Dabei hat sich an der guten Verfassung der deutschen Wirtschaft eigentlich noch nichts geändert. „Gemessen an seiner Wirtschaftskraft, müsste Deutschland jedes Jahr 20 bis 30 größere Börsengänge hervorbringen“, glaubt Martin Steinbach. Im ersten Halbjahr waren es an der Frankfurter Börse elf IPOs mit einem Emissionserlös von insgesamt 2,2 Milliarden Euro. Ob es in der zweiten Jahreshälfte noch einmal so viele werden, ist aber zweifelhaft. Schon vor dem jüngsten Crash war die Unsicherheit groß. „Die Sorge vor einer Staatspleite in Griechenland hat auch die Preise bei den erfolgreichen Emissionen unter Druck gesetzt“, meldete die Beratungsfirma Pricewaterhouse-Coopers. So notiert die Aktie des Berliner Wohnungsunternehmens GSW, in diesem Jahr bislang der größte Börsengang in Frankfurt, aktuell nur knapp über ihrem Emissionspreis von 19 Euro. Selbst Börsenstars wie das US-Unternehmen Linked-In, dessen Aktienkurs sich beim Börsendebüt Ende Mai fast verdreifacht hatte, sind zurückgefallen.

Die Investoren schauen in der Krise genauer hin. So gilt für 84 Prozent der institutionellen Anleger wie Investmentfonds eine schlechte Equity-Story (Darstellung der Erfolgsgeschichte) mit Abstand als größtes Risiko für das Gelingen eines Börsengangs, wie eine Umfrage des Fonds- Verbandes BVI ergab. 89 Prozent der Fondsmanager bemängeln außerdem, dass Investmentbanken häufig überzogene Preisvorstellungen hätten.

Gezahlt wird nur für erstklassige Qualität.
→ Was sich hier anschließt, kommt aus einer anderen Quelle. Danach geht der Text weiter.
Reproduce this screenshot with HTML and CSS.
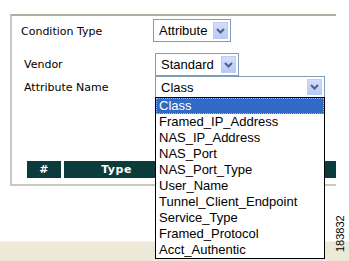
FILE: index.html
```html
<!DOCTYPE html>
<html lang="en">
<head>
    <meta charset="UTF-8">
    <title>Condition</title>
    <link rel="stylesheet" href="styles.css">
</head>
<body>
    <div class="page">
        <div class="panel">
            <div class="row-cond">
                <span class="label">Condition Type</span>
                <div class="select sel-attr">
                    <span class="sel-text">Attribute</span>
                    <span class="sel-btn"><svg width="9" height="6" viewBox="0 0 9 6"><path d="M1 1 L4.5 4.5 L8 1" fill="none" stroke="#4d6185" stroke-width="2"/></svg></span>
                </div>
            </div>
            <div class="group">
                <span class="label">Vendor</span>
                <div class="select sel-vendor">
                    <span class="sel-text">Standard</span>
                    <span class="sel-btn"><svg width="9" height="6" viewBox="0 0 9 6"><path d="M1 1 L4.5 4.5 L8 1" fill="none" stroke="#4d6185" stroke-width="2"/></svg></span>
                </div>
                <span class="label">Attribute Name</span>
                <div class="select sel-name">
                    <span class="sel-text">Class</span>
                    <span class="sel-btn"><svg width="9" height="6" viewBox="0 0 9 6"><path d="M1 1 L4.5 4.5 L8 1" fill="none" stroke="#4d6185" stroke-width="2"/></svg></span>
                </div>
            </div>
            <div class="grid-head">
                <div class="th th-num">#</div>
                <div class="th th-type">Type</div>
                <div class="th th-rest"></div>
            </div>
        </div>
        <div class="statusbar"></div>
    </div>

    <ul class="droplist">
        <li class="active">Class</li>
        <li>Framed_IP_Address</li>
        <li>NAS_IP_Address</li>
        <li>NAS_Port</li>
        <li>NAS_Port_Type</li>
        <li>User_Name</li>
        <li>Tunnel_Client_Endpoint</li>
        <li>Service_Type</li>
        <li>Framed_Protocol</li>
        <li>Acct_Authentic</li>
    </ul>
    <div class="fig-id">183832</div>
</body>
</html>
```

FILE: styles.css
```css
body, html{
    margin: 0;
    width: 349px;
    height: 261px;
    background: white;
    overflow: hidden;
}
.page{
    position: relative;
    height: 261px;
    display: flex;
    flex-direction: column;
    padding-top: 14px;
    box-sizing: border-box;
}
.panel{
    margin-left: 10px;
    width: 326px;
    height: 172px;
    box-sizing: border-box;
    border-top: 2px solid #b0b0a2;
    border-left: 2px solid #c8c8bc;
    border-bottom: 2px solid #c8c8bc;
    font-family: "DejaVu Sans", Verdana, sans-serif;
    font-size: 11px;
    color: black;
}
.label{
    display: block;
}
.row-cond{
    display: flex;
    align-items: center;
    margin-top: 3px;
    padding-left: 9px;
}
.row-cond .label{
    width: 132px;
    padding-top: 1px;
}
.group{
    display: grid;
    grid-template-columns: 131px auto;
    grid-template-rows: 23px 22px;
    align-items: center;
    margin-top: 11px;
    padding-left: 12px;
}
.select{
    box-sizing: border-box;
    border: 1px solid #7f9db9;
    background: white;
    display: flex;
    align-items: center;
    justify-content: space-between;
    padding: 2px;
    font-family: "Liberation Sans", Arial, sans-serif;
    font-size: 13px;
}
.sel-text{
    padding-left: 3px;
}
.sel-btn{
    width: 15px;
    height: 17px;
    box-sizing: border-box;
    border: 1px solid #bccdf5;
    background: linear-gradient(#d3defb, #b7c9f6);
    display: flex;
    align-items: center;
    justify-content: center;
}
.sel-attr{
    width: 78px;
    height: 23px;
}
.sel-vendor{
    width: 84px;
    height: 23px;
}
.sel-name{
    width: 170px;
    height: 22px;
    align-self: start;
}
.sel-name .sel-btn{
    height: 16px;
}
.grid-head{
    display: flex;
    gap: 3px;
    margin-top: 63px;
    margin-left: 15px;
    height: 17px;
}
.th{
    background: #0c3b3b;
    color: white;
    font-weight: bold;
    font-size: 11px;
    display: flex;
    align-items: center;
    justify-content: center;
    letter-spacing: 0.5px;
}
.th-num{
    width: 34px;
}
.th-type{
    width: 105px;
}
.th-rest{
    flex: 1;
}
.statusbar{
    margin-top: auto;
    height: 19px;
    background: #ece9d8;
    border-top: 1px solid #f4f3ea;
}
.droplist{
    position: absolute;
    left: 155px;
    top: 97px;
    width: 170px;
    height: 162px;
    box-sizing: border-box;
    margin: 0;
    padding: 0;
    list-style: none;
    border: 1px solid black;
    background: white;
    font-family: "Liberation Sans", Arial, sans-serif;
    font-size: 13px;
}
.droplist li{
    height: 16px;
    line-height: 16px;
    padding-left: 3px;
    box-sizing: border-box;
}
.droplist li.active{
    background: #316ac5;
    color: white;
    outline: 1px dotted #9fb7e0;
    outline-offset: -1px;
}
.fig-id{
    position: absolute;
    left: 334px;
    top: 252px;
    font-family: "Liberation Sans", Arial, sans-serif;
    font-size: 11px;
    transform: rotate(-90deg);
    transform-origin: 0 0;
    color: black;
}
```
Und die kam zuletzt vor allem in Asien auf den Markt. Von den weltweit 672 Börsengängen im ersten Halbjahr, deren Emissionserlös sich auf 111 Milliarden Dollar summierte, fanden 338 an asiatischen Börsen statt – 220 davon allein in China. „Chinesische Firmen, die hier an die Börse gehen, sind in der Regel hochprofitabel und sehr wachstumsstark“, sagt Steinbach.

Unternehmen aus der Volksrepublik entdecken auch den deutschen Aktienmarkt als Sprungbrett. Im zweiten Quartal starteten drei Chinesen in Frankfurt an die Börse. Die Krise scheint (noch) kein Thema für die Wirtschaftsgroßmacht: Vergangenen Mittwoch war der chinesische Partner der Schweizer Credit Suisse, Founder Securities, in Schanghai an die Börse gegangen – die Aktien legten um 44 Prozent zu.